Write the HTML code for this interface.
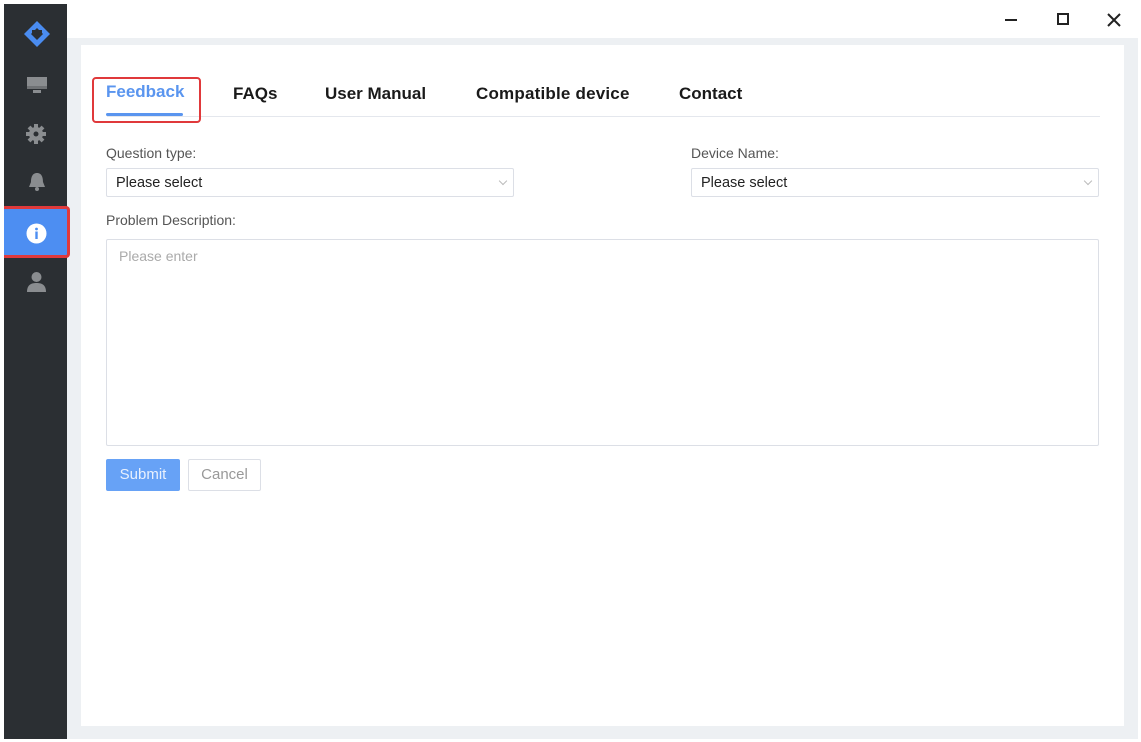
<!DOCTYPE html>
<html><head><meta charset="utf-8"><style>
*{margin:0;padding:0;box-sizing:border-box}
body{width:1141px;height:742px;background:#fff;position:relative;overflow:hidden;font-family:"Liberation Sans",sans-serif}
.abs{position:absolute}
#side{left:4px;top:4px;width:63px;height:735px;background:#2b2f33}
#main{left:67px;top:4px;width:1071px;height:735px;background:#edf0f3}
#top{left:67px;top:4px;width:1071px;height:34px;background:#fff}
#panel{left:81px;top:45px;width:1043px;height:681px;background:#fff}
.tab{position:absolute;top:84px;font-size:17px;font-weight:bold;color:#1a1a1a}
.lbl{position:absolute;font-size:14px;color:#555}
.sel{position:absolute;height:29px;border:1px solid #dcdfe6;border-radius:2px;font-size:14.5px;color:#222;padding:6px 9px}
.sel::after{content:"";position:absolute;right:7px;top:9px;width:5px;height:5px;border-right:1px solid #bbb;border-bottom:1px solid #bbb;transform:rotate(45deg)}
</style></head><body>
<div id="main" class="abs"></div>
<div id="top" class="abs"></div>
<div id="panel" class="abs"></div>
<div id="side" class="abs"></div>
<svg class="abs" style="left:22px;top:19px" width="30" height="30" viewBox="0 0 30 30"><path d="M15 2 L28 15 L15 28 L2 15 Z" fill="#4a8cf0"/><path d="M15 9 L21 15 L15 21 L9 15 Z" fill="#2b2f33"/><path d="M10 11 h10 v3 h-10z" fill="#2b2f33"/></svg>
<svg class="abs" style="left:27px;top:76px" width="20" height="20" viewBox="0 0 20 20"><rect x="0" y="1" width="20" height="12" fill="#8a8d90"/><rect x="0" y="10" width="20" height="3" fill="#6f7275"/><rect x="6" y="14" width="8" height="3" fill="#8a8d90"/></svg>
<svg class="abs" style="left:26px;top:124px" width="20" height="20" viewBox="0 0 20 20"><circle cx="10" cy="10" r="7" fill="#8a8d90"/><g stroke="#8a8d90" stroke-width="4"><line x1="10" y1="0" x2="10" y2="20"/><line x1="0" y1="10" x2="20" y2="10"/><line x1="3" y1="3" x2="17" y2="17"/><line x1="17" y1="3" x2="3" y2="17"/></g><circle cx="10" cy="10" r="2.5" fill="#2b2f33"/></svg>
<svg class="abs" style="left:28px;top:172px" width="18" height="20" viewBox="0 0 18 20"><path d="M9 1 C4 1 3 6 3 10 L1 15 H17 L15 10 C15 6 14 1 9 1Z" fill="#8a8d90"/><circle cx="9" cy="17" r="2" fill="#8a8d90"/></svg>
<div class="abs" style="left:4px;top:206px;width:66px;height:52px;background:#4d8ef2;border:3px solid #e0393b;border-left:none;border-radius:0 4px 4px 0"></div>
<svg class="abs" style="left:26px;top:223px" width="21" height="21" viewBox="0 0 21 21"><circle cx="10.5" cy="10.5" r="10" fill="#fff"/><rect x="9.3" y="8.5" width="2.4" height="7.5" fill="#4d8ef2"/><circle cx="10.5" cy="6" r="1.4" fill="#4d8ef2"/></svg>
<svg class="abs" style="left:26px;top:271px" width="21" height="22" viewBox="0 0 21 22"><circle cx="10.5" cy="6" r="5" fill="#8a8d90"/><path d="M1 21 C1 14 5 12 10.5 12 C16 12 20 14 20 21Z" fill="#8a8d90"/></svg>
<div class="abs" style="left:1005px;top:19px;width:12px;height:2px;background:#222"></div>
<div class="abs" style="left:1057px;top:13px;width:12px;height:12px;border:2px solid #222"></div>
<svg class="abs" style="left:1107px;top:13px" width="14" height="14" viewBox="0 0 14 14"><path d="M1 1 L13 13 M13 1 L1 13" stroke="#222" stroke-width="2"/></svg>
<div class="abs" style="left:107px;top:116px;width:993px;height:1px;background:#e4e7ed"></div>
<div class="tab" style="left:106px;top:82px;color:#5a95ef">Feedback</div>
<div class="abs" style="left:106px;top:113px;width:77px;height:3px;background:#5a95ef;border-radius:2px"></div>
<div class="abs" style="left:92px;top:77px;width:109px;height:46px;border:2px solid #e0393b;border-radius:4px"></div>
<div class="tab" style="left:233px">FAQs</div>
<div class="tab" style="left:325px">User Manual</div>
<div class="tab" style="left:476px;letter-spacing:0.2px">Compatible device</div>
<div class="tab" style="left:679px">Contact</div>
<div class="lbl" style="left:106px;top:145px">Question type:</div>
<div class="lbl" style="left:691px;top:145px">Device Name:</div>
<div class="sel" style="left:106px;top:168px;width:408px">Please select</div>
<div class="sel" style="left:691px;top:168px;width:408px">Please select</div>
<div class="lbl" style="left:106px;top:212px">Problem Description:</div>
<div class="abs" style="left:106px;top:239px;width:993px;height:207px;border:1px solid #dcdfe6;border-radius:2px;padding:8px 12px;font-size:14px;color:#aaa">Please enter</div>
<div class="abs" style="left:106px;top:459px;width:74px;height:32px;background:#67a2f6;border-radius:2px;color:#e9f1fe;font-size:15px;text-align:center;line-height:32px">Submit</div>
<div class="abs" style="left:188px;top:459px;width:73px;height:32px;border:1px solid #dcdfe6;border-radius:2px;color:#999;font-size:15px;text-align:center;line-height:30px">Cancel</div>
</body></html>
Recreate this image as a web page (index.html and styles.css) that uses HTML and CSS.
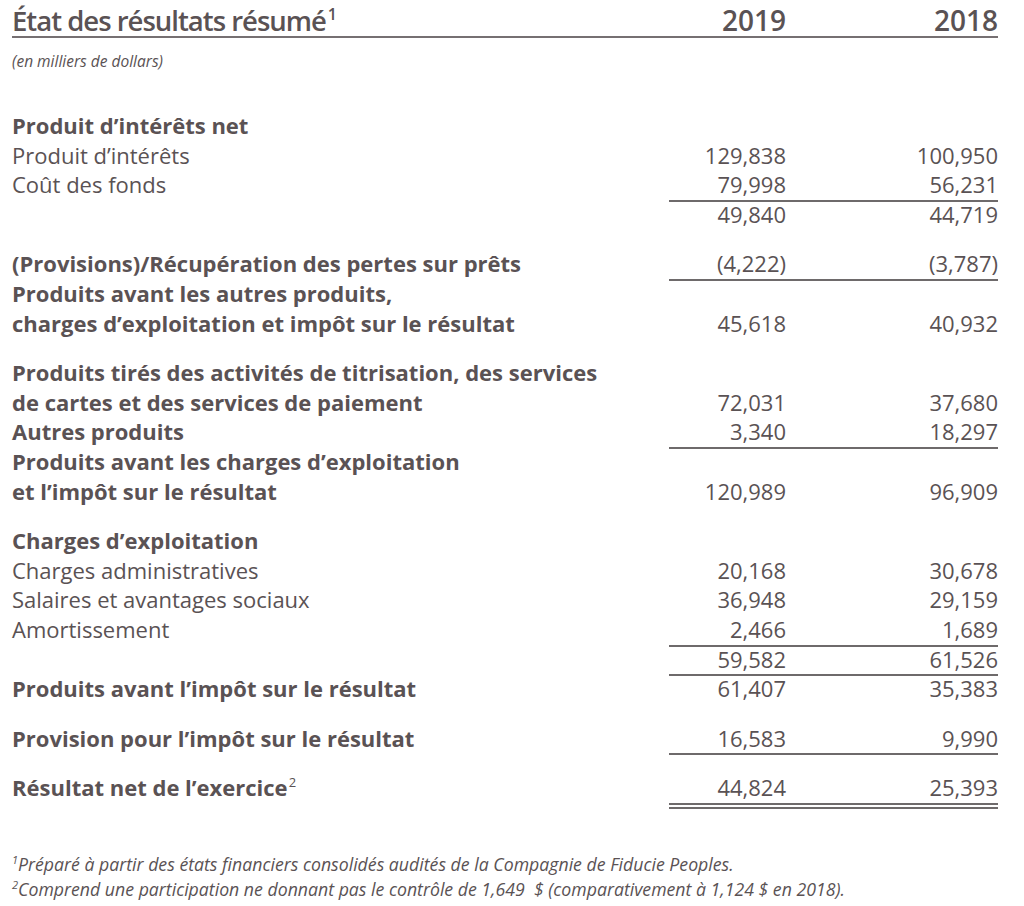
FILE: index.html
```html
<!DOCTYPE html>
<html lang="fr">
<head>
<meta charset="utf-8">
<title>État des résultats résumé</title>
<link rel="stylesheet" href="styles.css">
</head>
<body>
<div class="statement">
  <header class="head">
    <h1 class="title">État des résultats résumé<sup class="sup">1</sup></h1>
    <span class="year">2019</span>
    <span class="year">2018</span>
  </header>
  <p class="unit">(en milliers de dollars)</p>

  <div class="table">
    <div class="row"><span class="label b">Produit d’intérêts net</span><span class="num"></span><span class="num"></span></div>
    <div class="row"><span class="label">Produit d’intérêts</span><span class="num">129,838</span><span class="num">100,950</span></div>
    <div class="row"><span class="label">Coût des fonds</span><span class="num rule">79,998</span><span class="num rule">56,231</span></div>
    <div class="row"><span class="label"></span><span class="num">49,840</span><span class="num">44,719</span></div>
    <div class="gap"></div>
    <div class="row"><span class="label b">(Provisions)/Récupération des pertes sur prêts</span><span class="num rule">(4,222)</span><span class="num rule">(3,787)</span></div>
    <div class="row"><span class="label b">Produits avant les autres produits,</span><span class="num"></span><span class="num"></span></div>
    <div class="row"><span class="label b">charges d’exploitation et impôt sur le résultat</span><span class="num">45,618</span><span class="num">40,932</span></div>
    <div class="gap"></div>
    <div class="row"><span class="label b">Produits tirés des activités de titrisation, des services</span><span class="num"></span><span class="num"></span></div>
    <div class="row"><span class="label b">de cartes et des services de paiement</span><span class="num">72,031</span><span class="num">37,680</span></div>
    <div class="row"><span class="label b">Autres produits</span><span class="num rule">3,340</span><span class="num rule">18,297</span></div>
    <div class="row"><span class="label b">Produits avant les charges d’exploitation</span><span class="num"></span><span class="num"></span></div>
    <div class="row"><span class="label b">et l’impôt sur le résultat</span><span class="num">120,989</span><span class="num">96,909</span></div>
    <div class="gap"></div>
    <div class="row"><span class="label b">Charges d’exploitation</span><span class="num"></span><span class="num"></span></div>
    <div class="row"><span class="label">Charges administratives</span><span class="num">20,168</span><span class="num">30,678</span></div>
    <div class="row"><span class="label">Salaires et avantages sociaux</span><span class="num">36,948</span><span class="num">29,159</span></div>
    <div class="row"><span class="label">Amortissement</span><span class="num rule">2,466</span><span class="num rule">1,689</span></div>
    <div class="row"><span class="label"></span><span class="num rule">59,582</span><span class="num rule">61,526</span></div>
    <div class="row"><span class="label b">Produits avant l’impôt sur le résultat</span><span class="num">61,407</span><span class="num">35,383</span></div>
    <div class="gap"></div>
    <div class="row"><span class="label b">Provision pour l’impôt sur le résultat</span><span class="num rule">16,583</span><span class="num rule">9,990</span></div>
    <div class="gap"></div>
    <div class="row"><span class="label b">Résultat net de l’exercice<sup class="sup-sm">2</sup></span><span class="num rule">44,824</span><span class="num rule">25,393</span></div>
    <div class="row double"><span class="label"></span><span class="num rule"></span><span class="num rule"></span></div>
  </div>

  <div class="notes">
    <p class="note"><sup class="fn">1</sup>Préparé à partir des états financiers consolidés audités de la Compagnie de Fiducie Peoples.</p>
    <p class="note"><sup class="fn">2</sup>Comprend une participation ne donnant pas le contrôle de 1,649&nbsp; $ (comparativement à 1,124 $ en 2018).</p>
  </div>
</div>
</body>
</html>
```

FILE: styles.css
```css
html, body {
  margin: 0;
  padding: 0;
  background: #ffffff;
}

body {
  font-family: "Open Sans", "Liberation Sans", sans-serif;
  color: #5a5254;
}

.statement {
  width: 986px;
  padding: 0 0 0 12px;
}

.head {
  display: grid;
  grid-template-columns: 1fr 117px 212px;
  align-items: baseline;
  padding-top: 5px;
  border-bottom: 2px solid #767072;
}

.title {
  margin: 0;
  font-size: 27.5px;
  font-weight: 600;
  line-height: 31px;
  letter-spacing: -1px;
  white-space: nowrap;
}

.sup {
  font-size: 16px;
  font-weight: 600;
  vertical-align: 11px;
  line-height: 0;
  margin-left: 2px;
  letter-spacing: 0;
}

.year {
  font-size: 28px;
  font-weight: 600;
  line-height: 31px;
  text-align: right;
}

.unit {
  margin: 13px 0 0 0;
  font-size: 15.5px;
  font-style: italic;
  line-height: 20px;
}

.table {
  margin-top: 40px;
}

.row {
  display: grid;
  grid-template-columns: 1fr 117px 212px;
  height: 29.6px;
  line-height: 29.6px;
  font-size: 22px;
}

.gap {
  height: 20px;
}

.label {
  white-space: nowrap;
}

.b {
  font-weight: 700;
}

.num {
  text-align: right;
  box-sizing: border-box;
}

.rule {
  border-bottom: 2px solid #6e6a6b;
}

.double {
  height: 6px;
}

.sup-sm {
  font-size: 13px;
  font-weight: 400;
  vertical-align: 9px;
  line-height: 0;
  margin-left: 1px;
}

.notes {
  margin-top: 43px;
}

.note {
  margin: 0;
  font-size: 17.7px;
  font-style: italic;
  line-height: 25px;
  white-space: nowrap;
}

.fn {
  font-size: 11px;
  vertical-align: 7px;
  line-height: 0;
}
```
# # #
- [Work instructions]
Across the preceding material, how many lines contain the word "index"? State the number alone.

- [Result below]
2